The Education Department said a total of 343,331 applications for relief under borrower defense had been received as of Feb. 28. Of those, 61,511 had been approved and borrowers notified. Most of the others had been declared ineligible or were still pending.

In addition to having their loans fully canceled, the Biden administration said students who received only partial awards will be reimbursed for any payments made on the loans and have their eligibility for federal student aid reinstated. The department said it also would ask credit bureaus to remove any negative ratings tied to the loans.

“Abandoning partial relief is a strong start for a narrow subset of borrowers, but what we need from the Education Department is an overhaul of the current borrower defense process,” said Toby Merrill, director of the Project on Predatory Student Lending, which represents former students at for-profit colleges.

"The previous administration turned borrower defense into a total sham that was rigged to deny claims without any true consideration," Merrill said. "The Biden-Harris administration must now address these failings or else perpetuate a system that is stacked against the very students they are supposed to protect.”

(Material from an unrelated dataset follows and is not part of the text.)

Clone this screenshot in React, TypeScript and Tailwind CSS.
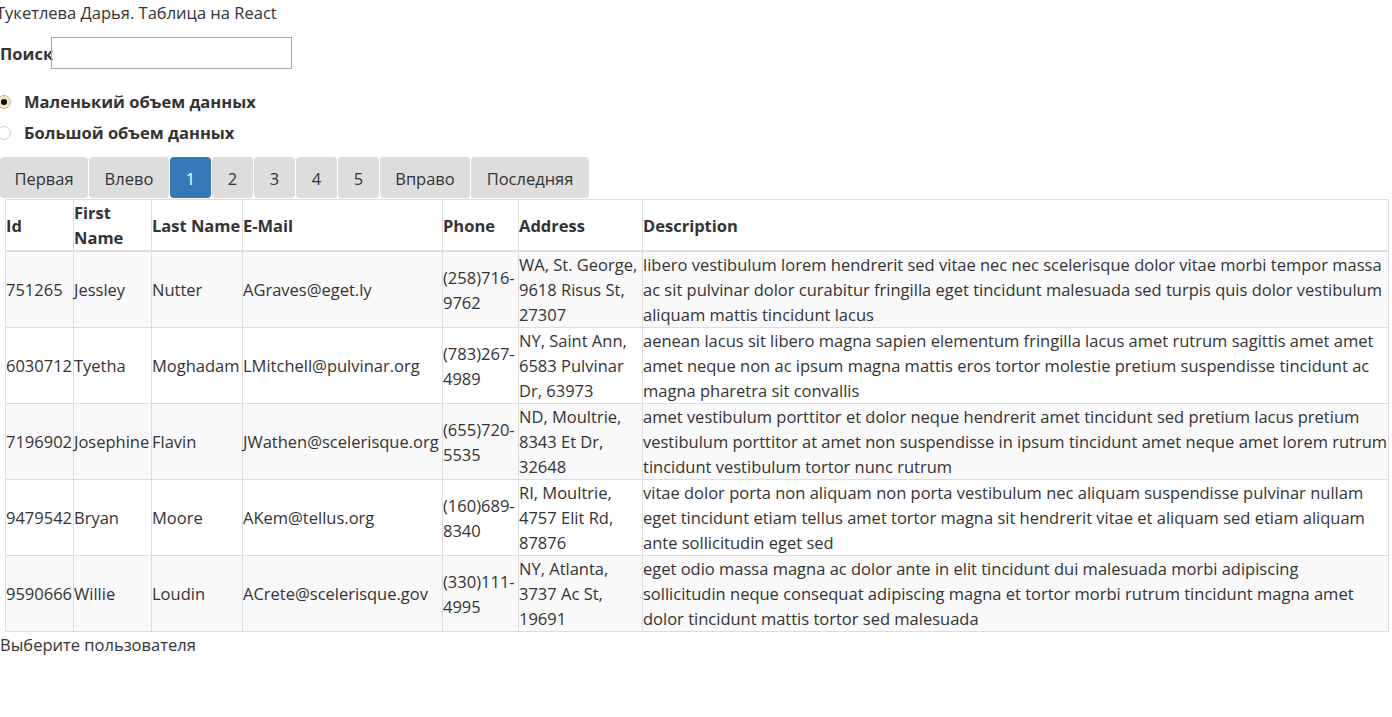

Career Education Colleges and Universities, an industry lobbying group, said it had no comment on the Biden administration’s actions.

Congress voted to overturn DeVos’ changes last March, but it was vetoed by Trump.

Nearly two dozen state attorneys general had sued the Trump administration over its implementation of the borrower defense to repayment program, which allows borrowers to have their loans canceled if their colleges made false claims to get them to enroll. One of the plaintiffs in that suit was California Attorney General Xavier Becerra, who was confirmed Thursday as President Joe Biden's health secretary.

The lawsuit, which was filed last July, argued that DeVos had changed the policy without justification, failed to provide a meaningful process for students to get their loans forgiven and created “arbitrary impediments” for them, including forcing them to prove that their schools knowingly misled them.

Sen. Patty Murray, who heads the Senate committee overseeing education, said DeVos used “faulty math” to deny student full relief. Rep. Bobby Scott, chair of the House Committee on Education and Labor, called it “a nonsensical formula.”

“This announcement is life-changing for tens of thousands of people across the country,” Scott said.